While ESI at Sun evolves, O'Loughlin says its
objective remains steady: leveraging Sun's supplier relationships to give the customer
best product value in the least time. By making best use of its vendors' expertise,
spreading product development information across its Sun-supplier product teams, and
aligning its own strategic interests with its suppliers' to reduce cost, Sun aims to make
its suppliers true product development partners.
Key Learnings:
Don't rely on a program manager alone to keep
alive the message about a key program like ESI.
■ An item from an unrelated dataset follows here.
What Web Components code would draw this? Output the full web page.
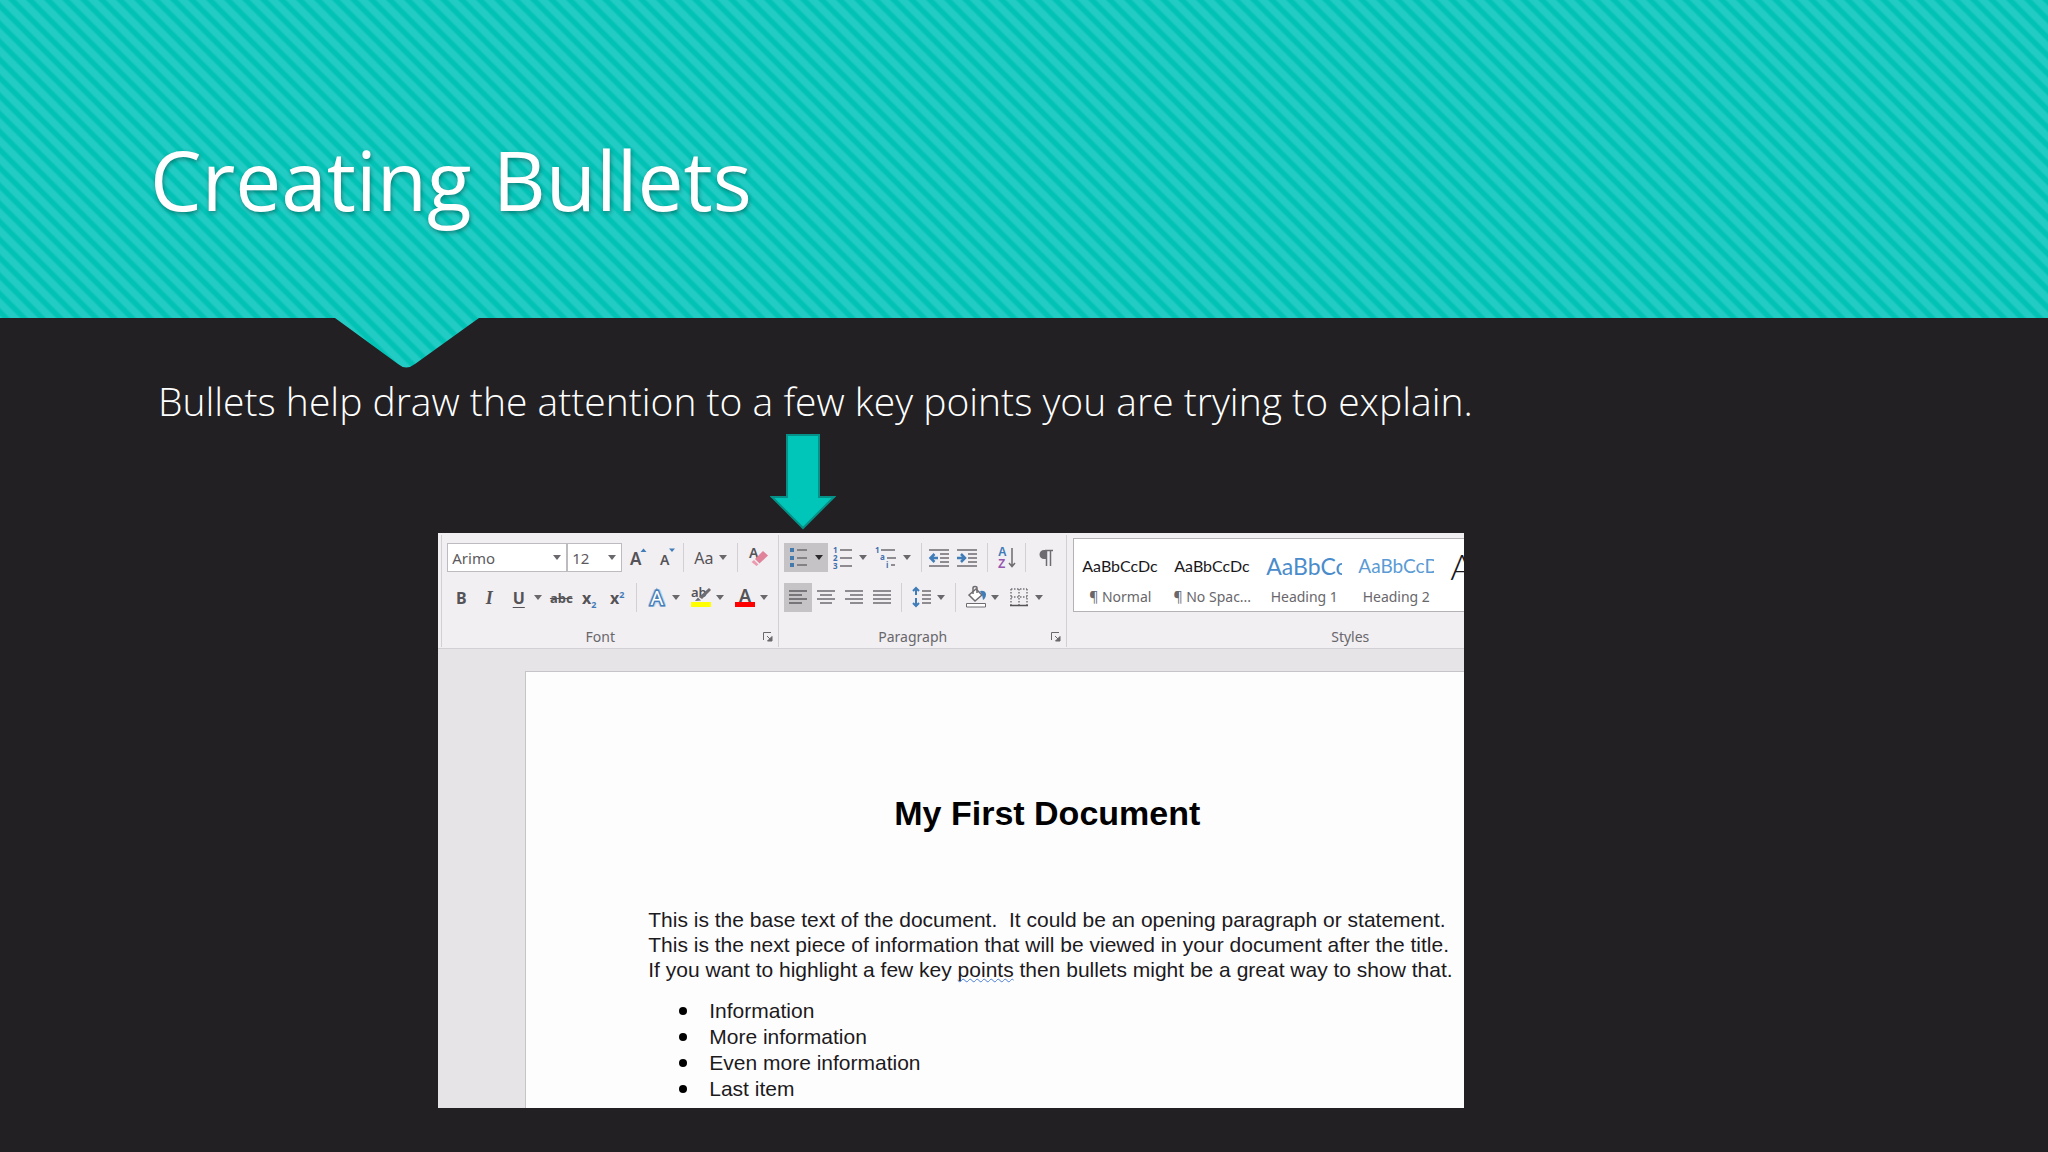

Look for ways to separate out ESI process
issues from product development issues.
Don't assume that one ESI model works for
every product.
Use ESI to build competency strategies for you
and your suppliers.
Use pilot product development projects to test
ESI before applying it across the board.
Quotes:
"We found that when we got to certain stages in the new product cycle that it's
very hard to develop ESI strategies. Everyone's primarily focused on getting the product
out. We wanted to develop separate forums where we could work on the processes, then apply
them later to a product project. Our steering committees should help us get there
faster."
"When I first interviewed suppliers
about ESI to find out what was lacking, they focused on the issue of risk. Suppliers were
ready to take on risks, but they wanted a process that would involve risk-sharing with
Sun."
"Within the new product development
cycle, there will be certain competencies where Sun will want its suppliers to take the
lead, for example, manufacturing. Design will remain a core competency at Sun, with some
of our suppliers helping us develop that competency collaboratively."